J’ai des souvenirs tendres de Pessa’h où maman préparait des « fritella », avec une couche de galette, une couche d’épinards et de pommes de terre. Elle nous en coupait des tranches avec à côté des œufs durs et rassasiait ainsi nos appétits d’enfants.
Vous étiez consciente du danger qui planait ?
Pas les premières années de la guerre. Je me souviens qu’avec ma sœur, nous étions dehors et nous avons assisté à une parade d’Allemands. Avec leurs grosses bottes qui claquaient sur le sol, en rangées parfaites, des centaines de soldats défilaient dans leurs uniformes impeccables.
Nous avons couru à la maison pour avertir notre mère du « magnifique « défilé. Ma mère, en nous entendant, est devenue blême. Elle a compris que Paris avait été occupé. Elle nous a fait promettre dorénavant de ne plus jamais nous éloigner de la maison.
À cette période, les Juifs ont été assignés à aller chercher leurs coupons de ravitaillement à la mairie.
Les cartes d’alimentation étaient marquées d’un grand « J ». Mais attention, les Juifs ne pouvaient recevoir les produits alimentaires qu’à 11h du matin. En fait, il ne restait presque rien. À ce moment, on nous a donné également des étoiles de David à coudre sur nos habits. La mienne, je ne l’avais pas cousue, mais seulement épinglée. Un Allemand m’a repérée de loin et m’a appelée. « Pourquoi n’est-elle pas cousue ? », m’a-t-il sermonnée dans son mauvais français.
Je lui ai répondu que c’était plus pratique pour la mettre sur d’autres habits.
Il m’a giflée violemment sur les deux joues, un « aller-retour », en me sommant de la coudre.
J’avais deux très bonnes amies, Sophie et Bertha, nous étions inséparables. J’ai assisté à la déportation de Sophie et de sa maman.
Les Allemands sont arrivés dans la cour où nous habitions en hurlant : « Schwarz, Schwarz ». C’était le nom de famille de Sophie. Ils ont déporté sous mes yeux mon amie et sa maman, car Sophie s’était accrochée aux jupes de sa mère et ne voulait pas la quitter. Elles ne sont jamais revenues.
Racontez-nous comment votre famille a survécu.
Une assistance sociale de la mairie a pris ma mère en pitié. Elle voulait l’aider. Ma mère était seule avec 6 enfants à sa charge. Mon père s’était enrôlé dans l’armée française pour que nous puissions obtenir la nationalité française. Il pensait ainsi nous protéger.
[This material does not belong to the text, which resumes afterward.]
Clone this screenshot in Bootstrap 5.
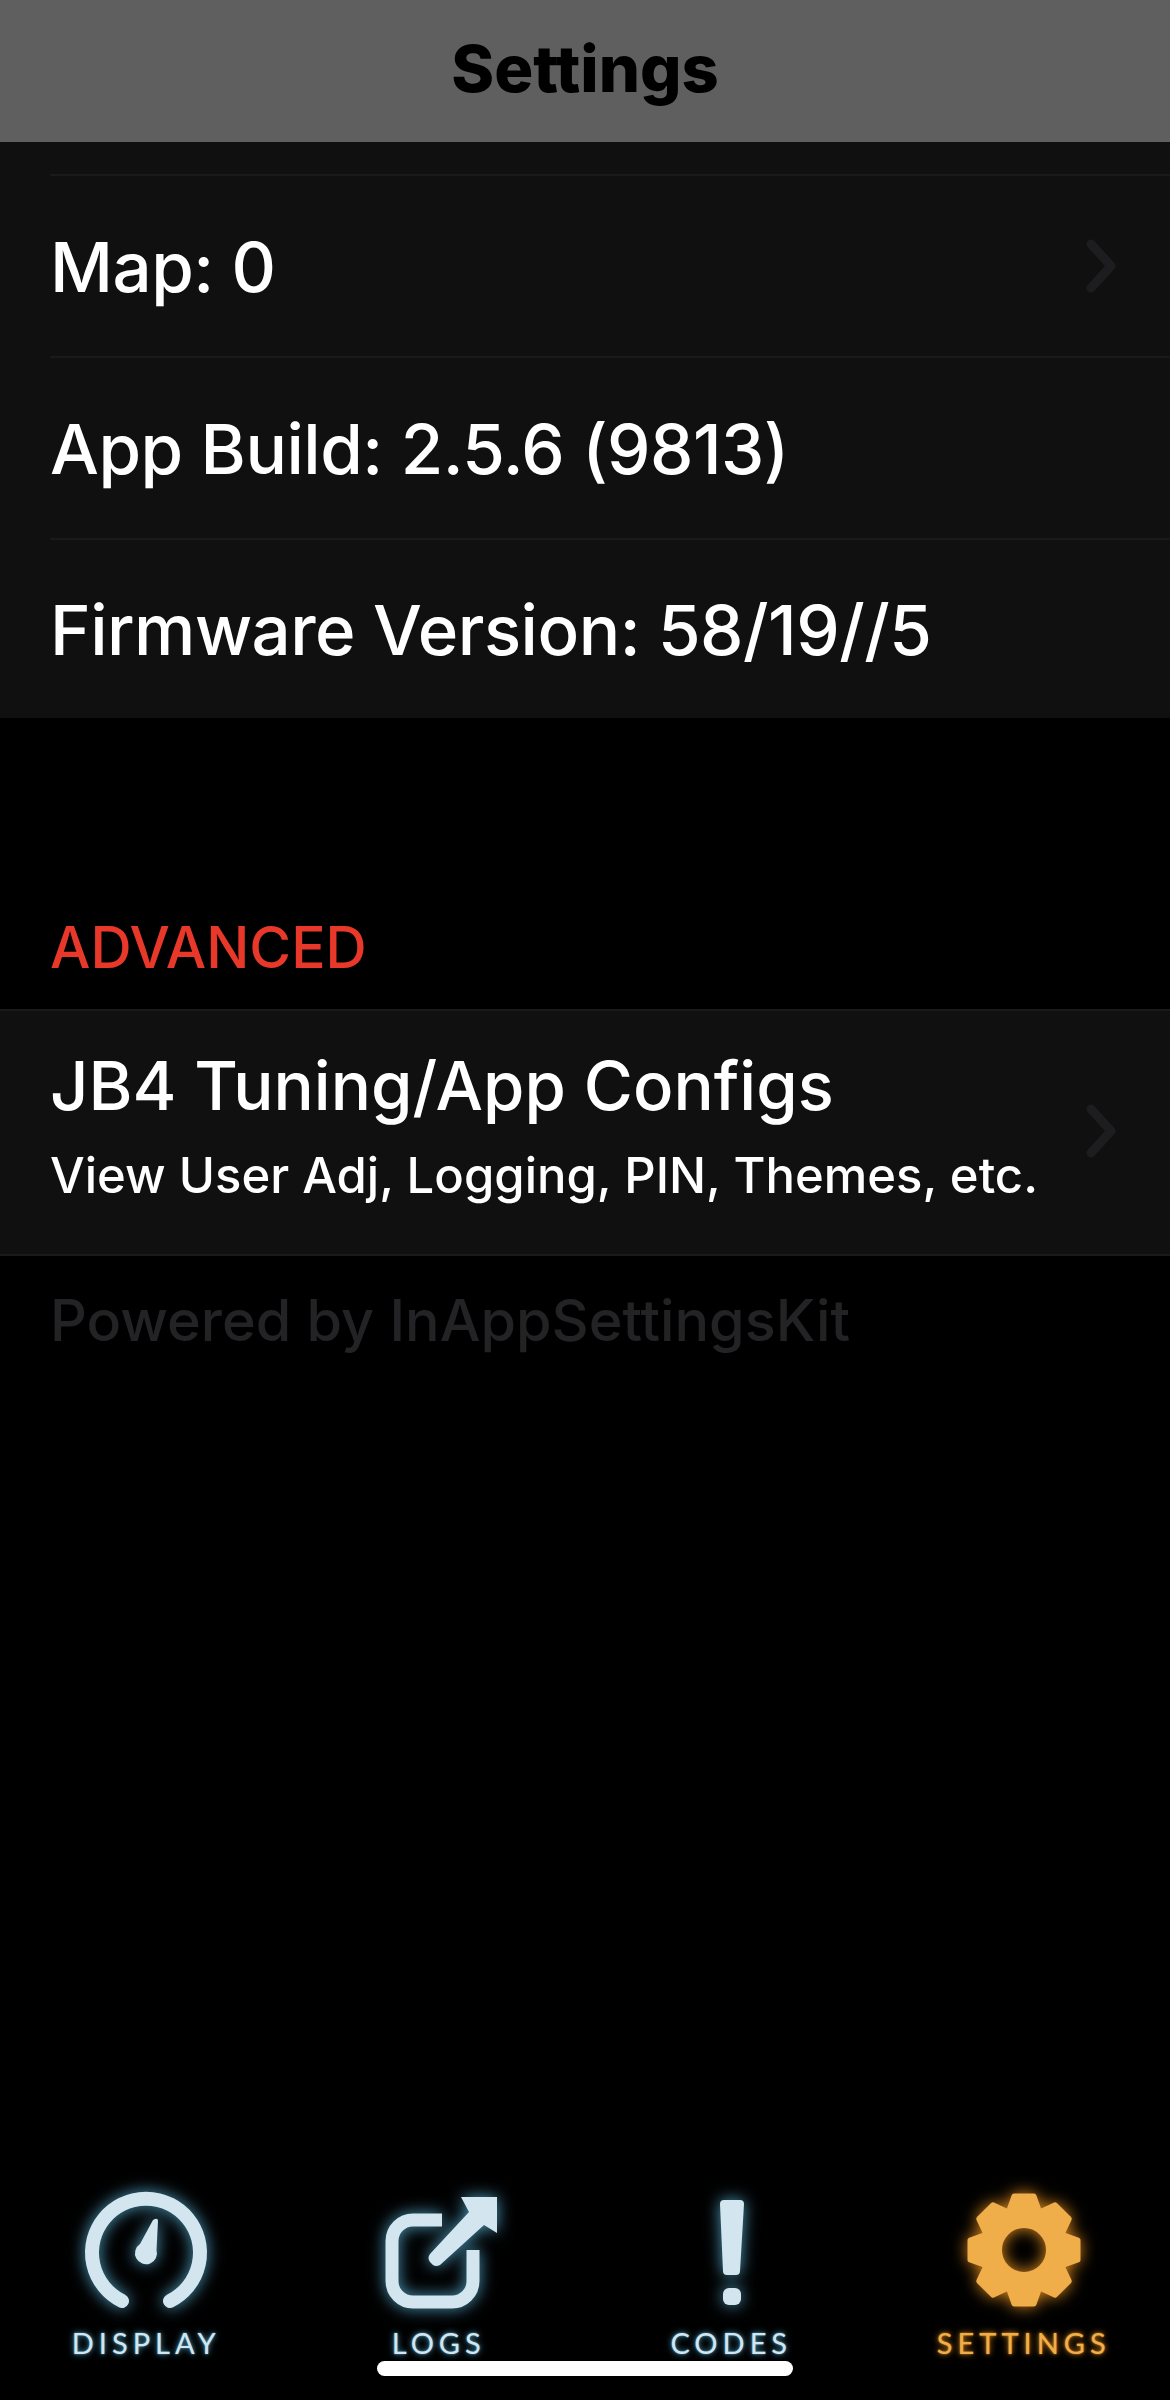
<!DOCTYPE html>
<html lang="en">

<head>
  <meta charset="UTF-8">
  <meta name="viewport" content="width=device-width, initial-scale=1.0">
  <title>Settings</title>
  <link href="https://cdn.jsdelivr.net/npm/bootstrap@5.3.0/dist/css/bootstrap.min.css" rel="stylesheet">
  <style>
    body {
      background-color: #000;
      font-family: Inter, "Liberation Sans", sans-serif;
    }

    .app-screen {
      height: 2400px;
    }

    .title-bar {
      height: 142px;
      background-color: #5f5f5f;
      color: #000;
      font-size: 65px;
      font-weight: 800;
      padding: 0 0 5px;
    }

    .settings-group {
      background-color: #101010;
      border-radius: 0;
    }

    .settings-group .list-group-item {
      background-color: transparent;
      color: #fff;
      border: 0;
      border-top: 2px solid #1a1a1a;
      border-radius: 0;
      margin-left: 50px;
      padding: 0 50px 0 0;
    }

    .settings-group .list-group-item:first-child {
      border-top: 0;
    }

    .group-cap {
      height: 32px;
    }

    .settings-group .plain-row {
      height: 182px;
      padding-top: 3px;
      font-size: 69px;
      font-weight: 500;
      letter-spacing: -0.5px;
    }

    .settings-group .last-row {
      height: 180px;
    }

    .chevron {
      width: 36px;
      height: 54px;
      fill: none;
      stroke: #1d1d1f;
      stroke-width: 9;
      stroke-linecap: round;
      stroke-linejoin: round;
      margin-top: -3px;
    }

    .section-head {
      margin: 199px 0 0 50px;
      height: 92px;
      color: #e8382a;
      font-size: 57px;
      font-weight: 500;
      line-height: 62px;
    }

    .full-row {
      border-top: 2px solid #1a1a1a;
      border-bottom: 2px solid #1a1a1a;
    }

    .settings-group .tall-row {
      height: 243px;
      border-top: 0;
    }

    .tall-copy {
      padding-bottom: 14px;
    }

    .tall-title {
      font-size: 67px;
      font-weight: 500;
      line-height: 80px;
    }

    .tall-sub {
      font-size: 49px;
      font-weight: 500;
      line-height: 60px;
      margin-top: 20px;
    }

    .foot-note {
      margin: 30px 0 0 50px;
      color: #232325;
      font-size: 57.500px;
      font-weight: 500;
      line-height: 68px;
    }

    .tab-strip {
      padding-bottom: 42px;
    }

    .tab-icon {
      display: block;
      width: 130px;
      height: 124px;
      overflow: visible;
      filter: drop-shadow(0 0 8px #4f9fc0);
    }

    .tab-label {
      color: #d3e6ef;
      font-family: Lato, "Open Sans", sans-serif;
      font-size: 29px;
      line-height: 30px;
      letter-spacing: 5px;
      margin-top: 12px;
      text-shadow: 0 0 6px #4f9fc0, 0 0 2px #4f9fc0;
    }

    .tab-on .tab-icon {
      filter: drop-shadow(0 0 8px #d8871c);
    }

    .tab-on .tab-label {
      color: #f0ae4a;
      text-shadow: 0 0 6px #d8871c, 0 0 2px #d8871c;
    }

    .home-bar {
      left: 377px;
      bottom: 24px;
      width: 416px;
      height: 15px;
      background-color: #fff;
      border-radius: 8px;
    }
  </style>
</head>

<body>
  <div class="app-screen position-relative d-flex flex-column">
    <div class="title-bar d-flex align-items-center justify-content-center">Settings</div>

    <div class="list-group list-group-flush settings-group">
      <div class="list-group-item group-cap"></div>
      <div class="list-group-item plain-row d-flex align-items-center justify-content-between">
        <span>Map: 0</span>
        <svg class="chevron" viewBox="0 0 36 54"><path d="M7 5 L27 27 L7 49" /></svg>
      </div>
      <div class="list-group-item plain-row d-flex align-items-center">App Build: 2.5.6 (9813)</div>
      <div class="list-group-item plain-row last-row d-flex align-items-center">Firmware Version: 58/19//5</div>
    </div>

    <div class="section-head">ADVANCED</div>

    <div class="list-group list-group-flush settings-group full-row">
      <div class="list-group-item tall-row d-flex align-items-center justify-content-between">
        <div class="tall-copy">
          <div class="tall-title">JB4 Tuning/App Configs</div>
          <div class="tall-sub">View User Adj, Logging, PIN, Themes, etc.</div>
        </div>
        <svg class="chevron" viewBox="0 0 36 54"><path d="M7 5 L27 27 L7 49" /></svg>
      </div>
    </div>

    <div class="foot-note">Powered by InAppSettingsKit</div>

    <div class="tab-strip row g-0 mt-auto text-center">
      <div class="col-3 d-flex flex-column align-items-center">
        <svg class="tab-icon" viewBox="0 0 130 124">
          <path d="M41 109 A54 54 0 1 1 89 109" fill="none" stroke="#d3e6ef" stroke-width="14" stroke-linecap="round" />
          <path d="M74 27 Q77 26 77 29 L75.500 58 A11 11 0 1 1 59 52 L72 28 Z" fill="#d3e6ef" />
        </svg>
        <div class="tab-label">DISPLAY</div>
      </div>
      <div class="col-3 d-flex flex-column align-items-center">
        <svg class="tab-icon" viewBox="0 0 130 124">
          <path d="M68 28 H39 A21 21 0 0 0 18 49 V89 A21 21 0 0 0 39 110 H78 A21 21 0 0 0 99 89 V58" fill="none" stroke="#d3e6ef" stroke-width="13" />
          <path d="M87 5 H123 V41 L110 33 L66 73 Q62 75 59 73 L56 70 Q53 66 56 62 L95 20 Z" fill="#d3e6ef" />
        </svg>
        <div class="tab-label">LOGS</div>
      </div>
      <div class="col-3 d-flex flex-column align-items-center">
        <svg class="tab-icon" viewBox="0 0 130 124">
          <path d="M58 8 H74 Q78 8 78 12 L74 79 Q74 83 70 83 H61 Q57 83 57 79 L54 12 Q54 8 58 8 Z" fill="#d3e6ef" />
          <rect x="57" y="96" width="18" height="17" rx="6" fill="#d3e6ef" />
        </svg>
        <div class="tab-label">CODES</div>
      </div>
      <div class="col-3 d-flex flex-column align-items-center tab-on">
        <svg class="tab-icon" viewBox="-65 -58 130 124">
          <g fill="#f0ae4a" stroke="#f0ae4a" stroke-width="5" stroke-linejoin="round">
            <path d="M-15 -40 L-10 -54 H10 L15 -40 Z" />
            <path d="M-15 -40 L-10 -54 H10 L15 -40 Z" transform="rotate(45)" />
            <path d="M-15 -40 L-10 -54 H10 L15 -40 Z" transform="rotate(90)" />
            <path d="M-15 -40 L-10 -54 H10 L15 -40 Z" transform="rotate(135)" />
            <path d="M-15 -40 L-10 -54 H10 L15 -40 Z" transform="rotate(180)" />
            <path d="M-15 -40 L-10 -54 H10 L15 -40 Z" transform="rotate(225)" />
            <path d="M-15 -40 L-10 -54 H10 L15 -40 Z" transform="rotate(270)" />
            <path d="M-15 -40 L-10 -54 H10 L15 -40 Z" transform="rotate(315)" />
          </g>
          <circle r="33" fill="none" stroke="#f0ae4a" stroke-width="22" />
        </svg>
        <div class="tab-label">SETTINGS</div>
      </div>
    </div>

    <div class="home-bar position-absolute"></div>
  </div>

  <script src="https://cdn.jsdelivr.net/npm/bootstrap@5.3.0/dist/js/bootstrap.bundle.min.js"></script>
</body>

</html>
Elle lui a dit : « Mme Léon, il se prépare une grande rafle de Juifs. Je peux placer 5 de vos enfants chez une "nourrice" (famille d’accueil), mais il y a une condition : il faut les baptiser.
Ma mère a accepté, elle voulait bien sûr sauver ses enfants. Maman a préparé notre balluchon et l’assistante sociale est venue nous chercher tous les 5. Ma grande sœur étant restée avec ma mère.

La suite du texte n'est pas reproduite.